I have bipolar I disorder. I've been on lithium since last November and it's been OK. Today, I got very irritated in my night class and scribbled on my paper for a significant amount of time or wrote letters to myself or my older sister. Suicide thoughts rushed in and rushed out and I just felt very uncomfortable in my skin.
Last year, when I wasn't diagnosed, I would stay up very late and laugh and such and be very hyper and accomplish a lot of work and turn the music on extremely loud... only to cry a great deal a few hours later, and then, refuse to go to school and try to sleep for the rest of the day. I've also thrown things around in my room during the transition.
As for hallucinations, I've seen my cousins standing still and if I would try to touch them or blink, they would disappear immediately.

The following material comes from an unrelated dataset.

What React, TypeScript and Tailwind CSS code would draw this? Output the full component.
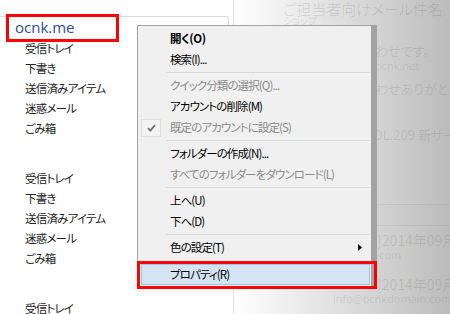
import React from "react";

const jp = "font-['Noto_Sans_CJK_JP',sans-serif] [font-feature-settings:'palt']";

type Item =
  | { kind: "item"; label: string; bold?: boolean; disabled?: boolean; checked?: boolean; sub?: boolean; active?: boolean }
  | { kind: "sep"; tall?: boolean };

const menu: Item[] = [
  { kind: "item", label: "開く(O)", bold: true },
  { kind: "item", label: "検索(I)..." },
  { kind: "sep" },
  { kind: "item", label: "クイック分類の選択(Q)...", disabled: true },
  { kind: "item", label: "アカウントの削除(M)" },
  { kind: "item", label: "既定のアカウントに設定(S)", disabled: true, checked: true },
  { kind: "sep" },
  { kind: "item", label: "フォルダーの作成(N)..." },
  { kind: "item", label: "すべてのフォルダーをダウンロード(L)", disabled: true },
  { kind: "sep" },
  { kind: "item", label: "上へ(U)" },
  { kind: "item", label: "下へ(D)" },
  { kind: "sep" },
  { kind: "item", label: "色の設定(T)", sub: true },
  { kind: "sep", tall: true },
  { kind: "item", label: "プロパティ(R)", active: true },
];

const folders = ["受信トレイ", "下書き", "送信済みアイテム", "迷惑メール", "ごみ箱"];

function FolderGroup() {
  return (
    <ul className="pl-[25px]">
      {folders.map((f) => (
        <li key={f} className="h-[20px] leading-[20px] text-[11.5px] tracking-[-0.8px] text-[#222]">
          {f}
        </li>
      ))}
    </ul>
  );
}

function ContextMenu() {
  return (
    <div className="absolute left-[137px] top-[25px] w-[235px] border border-[#a3a3a3] bg-[#f0f0f0] pt-[2px] pb-[2px] shadow-[5px_0_0_#a2a2a2]">
      {menu.map((m, i) => {
        if (m.kind === "sep") {
          return (
            <div key={i} className={`flex items-center pl-[28px] pr-[1px] ${m.tall ? "h-[6px]" : "h-[5px]"}`}>
              <div className="h-px w-full bg-[#d9d9d9]" />
            </div>
          );
        }
        if (m.active) {
          return (
            <div
              key={i}
              className="ml-[3px] mr-px flex h-[21px] items-center border border-[#9cc3e8] bg-[#d5e4f3] pl-[28px] text-[11.5px] tracking-[-0.9px] text-black"
            >
              {m.label}
            </div>
          );
        }
        return (
          <div key={i} className="flex h-[21px] items-center pr-[9px] text-[11.5px] tracking-[-0.9px]">
            <div className="flex w-[32px] shrink-0 items-center pl-[3px]">
              {m.checked && (
                <div className="flex h-[18px] w-[20px] items-center justify-center border border-[#dedede] bg-[#f3f3f3]">
                  <svg width="9" height="8" viewBox="0 0 9 8">
                    <path d="M1 4.2 L3.4 6.6 L8 1.2" fill="none" stroke="#707070" strokeWidth="1.8" />
                  </svg>
                </div>
              )}
            </div>
            <span
              className={`flex-1 ${m.bold ? "font-bold tracking-[-0.4px]" : ""} ${m.disabled ? "text-[#8a8a8a]" : "text-black"}`}
            >
              {m.label}
            </span>
            {m.sub && (
              <svg width="4" height="7" viewBox="0 0 4 7">
                <path d="M0 0 L4 3.5 L0 7 Z" fill="#111" />
              </svg>
            )}
          </div>
        );
      })}
    </div>
  );
}

export default function App() {
  return (
    <div className={`relative flex h-[314px] w-[450px] overflow-hidden bg-white ${jp}`}>
      {/* folder pane */}
      <div className="w-[234px] shrink-0 border-r border-[#e2e2e2] pt-[16px]">
        <div className="flex h-[22px] w-[229px] items-center rounded-tr-[3px] border-t border-r border-[#dcdcdc]">
          <span className="ml-[15px] font-['Open_Sans',sans-serif] text-[15px] leading-none text-[#2d4f8c]">ocnk.me</span>
          <span className="ml-[62px] mt-[12px] text-[11px] text-[#444]">送信済み</span>
        </div>
        <FolderGroup />
        <div className="h-[30px]" />
        <FolderGroup />
        <div className="h-[30px]" />
        <FolderGroup />
      </div>

      {/* message pane */}
      <div className="flex-1 bg-linear-to-r from-white via-[#cfcfcf] via-55% to-[#a5a5a5] pl-[49px] text-black/10">
        <div className="pt-[2px] text-[15px] leading-[14px] whitespace-nowrap">ご担当者向けメール件名</div>
        <div className="text-[10px] leading-[10px] whitespace-nowrap">ショップ</div>
        <div className="mt-[17px] pl-[92px] text-[13px] leading-[16px] whitespace-nowrap">わせです。</div>
        <div className="pl-[92px] text-[11px] leading-[14px] font-['Open_Sans',sans-serif] whitespace-nowrap">ocnk.net</div>
        <div className="mt-[8px] pl-[92px] text-[13px] leading-[16px] whitespace-nowrap">わせありがとうございます</div>
        <div className="mt-[30px] pl-[90px] text-[13px] leading-[16px] whitespace-nowrap">OL.209 新サービス</div>
        <div className="mt-[61px] h-px bg-black/5" />
        <div className="mt-[20px] h-px bg-black/5" />
        <div className="mt-[6px] pl-[94px] text-[14px] leading-[16px] whitespace-nowrap">]2014年09月</div>
        <div className="pl-[96px] text-[11px] leading-[14px] font-['Open_Sans',sans-serif]">com</div>
        <div className="mt-[14px] pl-[94px] text-[14px] leading-[16px] whitespace-nowrap">]2014年09月</div>
        <div className="pl-[50px] text-[11px] leading-[14px] font-['Open_Sans',sans-serif] whitespace-nowrap">info@ocnkdomain.com</div>
      </div>

      <ContextMenu />

      {/* annotation boxes */}
      <div className="absolute left-[6px] top-[14px] h-[28px] w-[113px] border-[3px] border-[#ff0000]" />
      <div className="absolute left-[137px] top-[261px] h-[28px] w-[240px] border-[3px] border-[#ff0000]" />
    </div>
  );
}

For voices, I've heard the same girl say to me "Don't go to hell with me" and also, she told me to "GO AWAY!!!" when I tried to nap on my bed. She has also called my name before. However, I've only heard her a few times, thank goodness. The other night, I thought someone was about to attack me - that someone was breathing near my ear and I freaked out.
Anyway, my moods change often during the week - I have to up my lithium dosage. Small things can really set me off - especially things pertaining to school grades and intelligence or anything associated with self-worth - I will keep questioning myself and go through periods of self-deprecation and it eventually leads to sucidial thoughts.

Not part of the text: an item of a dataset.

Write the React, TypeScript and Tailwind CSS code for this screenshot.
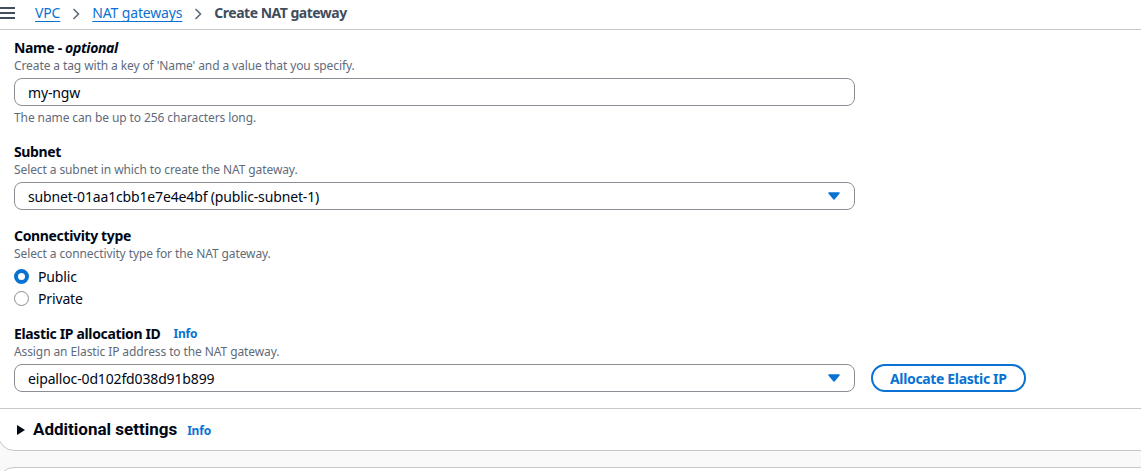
import React from "react";

const font = { fontFamily: '"Noto Sans", "Open Sans", Arial, sans-serif' };

function Caret() {
  return (
    <svg width="12" height="8" viewBox="0 0 12 8" className="shrink-0">
      <path d="M1 1h10L6 7z" fill="#0972d3" stroke="#0972d3" strokeWidth="1.5" strokeLinejoin="round" />
    </svg>
  );
}

function Chevron() {
  return (
    <svg width="10" height="14" viewBox="0 0 10 14" className="mx-[11px]">
      <path d="M2.5 2l5 5-5 5" fill="none" stroke="#5f6b7a" strokeWidth="1.6" />
    </svg>
  );
}

function Label({ children, info }: { children: React.ReactNode; info?: boolean }) {
  return (
    <div className="flex items-center h-[20px] text-[14px] font-bold text-[#000716] leading-[20px] tracking-[-0.35px]">
      <span>{children}</span>
      {info && <span className="ml-[13px] text-[12px] font-bold text-[#0972d3] tracking-[-0.2px]">Info</span>}
    </div>
  );
}

function Desc({ children }: { children: React.ReactNode }) {
  return <div className="h-[16px] text-[12px] leading-[16px] text-[#5f6b7a] tracking-[-0.1px]">{children}</div>;
}

function SelectBox({ value }: { value: string }) {
  return (
    <div className="w-[841px] h-[28px] border border-[#8c8c94] rounded-[8px] flex items-center justify-between pl-[13px] pr-[14px] text-[14px] text-[#000716] tracking-[-0.15px]">
      <span>{value}</span>
      <Caret />
    </div>
  );
}

export default function App() {
  return (
    <div className="w-[1141px] h-[471px] overflow-hidden bg-[#f9f9fa]" style={font}>
      <header className="h-[29px] bg-white flex items-center pb-[1px]">
        <svg width="16" height="14" viewBox="0 0 16 14" className="ml-0 mr-[19px] -mt-[2px]">
          <path d="M0 2h15M0 7h15M0 12h15" stroke="#414d5c" strokeWidth="2" />
        </svg>
        <a className="text-[14px] text-[#0972d3] underline underline-offset-[3px] -mt-[3px] tracking-[-0.15px]">VPC</a>
        <Chevron />
        <a className="text-[14px] text-[#0972d3] underline underline-offset-[3px] -mt-[3px] tracking-[-0.15px]">NAT gateways</a>
        <Chevron />
        <span className="text-[14px] font-bold text-[#414d5c] -mt-[3px] tracking-[-0.5px]">Create NAT gateway</span>
      </header>
      <div className="w-[1160px] -ml-[2px] bg-white border border-[#c6c6cd] rounded-bl-[16px] rounded-br-[16px]">
        <div className="pl-[15px] pt-[8px] pb-[16px]">
          <Label>
            Name - <i>optional</i>
          </Label>
          <Desc>Create a tag with a key of 'Name' and a value that you specify.</Desc>
          <div className="mt-[4px] w-[841px] h-[28px] border border-[#8c8c94] rounded-[8px] flex items-center pl-[13px] text-[14px] text-[#000716] tracking-[-0.15px]">
            my-ngw
          </div>
          <div className="mt-[4px]">
            <Desc>The name can be up to 256 characters long.</Desc>
          </div>

          <div className="mt-[16px]">
            <Label>Subnet</Label>
            <Desc>Select a subnet in which to create the NAT gateway.</Desc>
            <div className="mt-[4px]">
              <SelectBox value="subnet-01aa1cbb1e7e4e4bf (public-subnet-1)" />
            </div>
          </div>

          <div className="mt-[16px]">
            <Label>Connectivity type</Label>
            <Desc>Select a connectivity type for the NAT gateway.</Desc>
            <div className="mt-[3px] flex flex-col">
              <div className="h-[22px] flex items-center text-[14px] text-[#000716] tracking-[-0.15px]">
                <span className="w-[15px] h-[15px] rounded-full border-[4px] border-[#0972d3] bg-white mr-[9px]" />
                Public
              </div>
              <div className="h-[22px] flex items-center text-[14px] text-[#000716] tracking-[-0.15px]">
                <span className="w-[15px] h-[15px] rounded-full border-[1.5px] border-[#8c8c94] bg-white mr-[9px]" />
                Private
              </div>
            </div>
          </div>

          <div className="mt-[15px]">
            <Label info>Elastic IP allocation ID</Label>
            <Desc>Assign an Elastic IP address to the NAT gateway.</Desc>
            <div className="mt-[4px] flex items-center gap-[16px]">
              <SelectBox value="eipalloc-0d102fd038d91b899" />
              <button className="h-[28px] px-[17px] rounded-full border-2 border-[#0972d3] text-[14px] font-bold text-[#0972d3] bg-white tracking-[-0.35px]">
                Allocate Elastic IP
              </button>
            </div>
          </div>
        </div>
        <div className="border-t border-[#c6c6cd] h-[42px] flex items-center pl-[17px]">
          <svg width="10" height="12" viewBox="0 0 10 12" className="mr-[7px]">
            <path d="M1 1L9 6L1 11z" fill="#000716" />
          </svg>
          <span className="text-[17px] font-bold text-[#000716] mt-[1px]" style={{ fontFamily: 'Roboto, "Noto Sans", sans-serif' }}>Additional settings</span>
          <span className="ml-[10px] text-[12px] font-bold text-[#0972d3] mt-[3px] tracking-[-0.2px]">Info</span>
        </div>
      </div>
      <div className="mt-[16px] w-[1160px] -ml-[2px] h-[40px] bg-white border border-[#c6c6cd] rounded-t-[16px]" />
    </div>
  );
}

When I'm manic, I don't notice how my speech patterns - that is, how quickly I am speaking or the puzzled looks of my peers when they cannot keep up with my pace. Thoughts are zooming in my head and sometimes I can't take it and then I vent on paper - I scribble, doodle, draw, and let my paper bleed because I get really anxious. I get very irritated towards everyone and well, they just assume I am PMS-ing.